To meet this need, MySQL 5.0 will feature XA support, which allows the system to handle distributed transactions. Using XA support, processes can be spread across multiple databases. Version 5.0 will also introduce enterprise database staples such as stored procedures, triggers and views.

One open-source database that has long claimed enterprise chops is the Interactive Graphics Retrieval System, or Ingres, now owned by Computer Associates International Inc. of Islandia, N.Y. CA purchased the database in 1994.

The fact that most people have not heard of Ingres isn't due to any technical shortcomings, the company says. Rather, the problem with Ingres was lack of popularity during its commercial days, according to Yogesh Gupta, chief technology officer for Computer Associates.

'By 1994, Ingres was number three in a three-horse race. The race had already been finished,' Gupta admitted. By setting loose the source code, the company hoped to attract a larger community of supporters.

Today, Ingres has an installed base of about 25,000 paying customers. Computer Associates positions Ingres as an alternative to large heavily transactional databases. Ingres can match Oracle9i or IBM's DB/2 feature for feature, said Tony Gaughan, the senior vice president of development who oversees Ingres. CA itself uses the database in all the enterprise infrastructure software it sells.

Support costs

Even as open-source databases approach technical parity with their pricier brethren, their value could still be limited by dicey support, critics contend.

'When considering databases, customers should consider not only the product's features and capabilities, but the ecosystem that surrounds the product,' said William Hardie, senior director of database product marketing for Oracle. 'How many customers use the product in a production environment? What resources does the vendor apply to the ongoing development of the product? How many hardware and independent software vendor partners support the product?'

The open-source community is offering increasingly sophisticated support, in addition to the much-touted option of e-mailing the software's actual developer.

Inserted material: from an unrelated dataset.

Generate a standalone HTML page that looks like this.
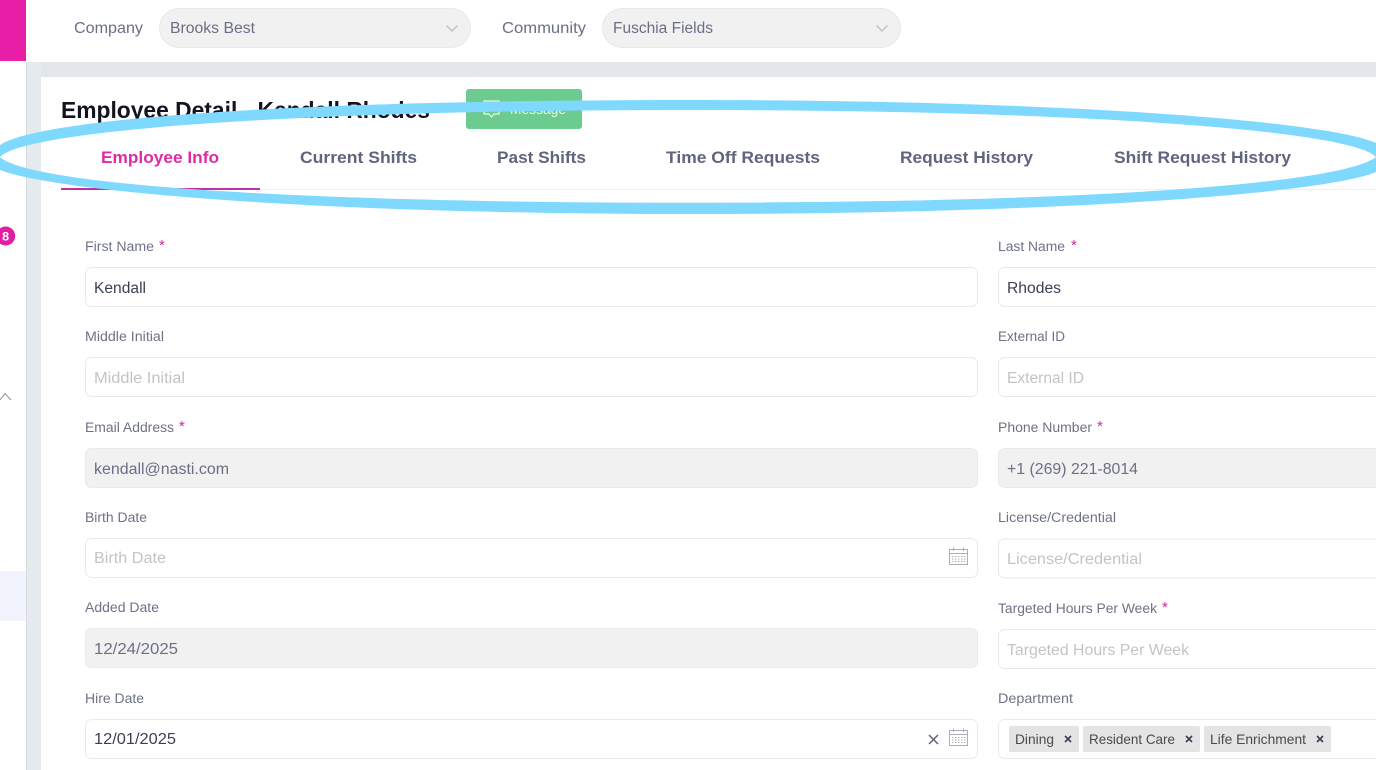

In February, MySQL unveiled a set of services aimed at enterprise customers, featuring automated updates, alerts and phone support. Subscriptions to MySQL Network range from $5,000 per server per year (with guaranteed 30-minute response time to queries) to $595 per server per year, Urlocker said.

MySQL has also attracted third-party companies that extend the database's functionality. Emic Networks of San Jose, Calif., offers clustering software that allows users to run a database across multiple servers. M/Cluster works much like Oracle's Real Application Clusters, said Eero Teerikorpi, CEO of Emic. By spreading a database across different machines, users can balance the load and improve reliability of the system as a whole.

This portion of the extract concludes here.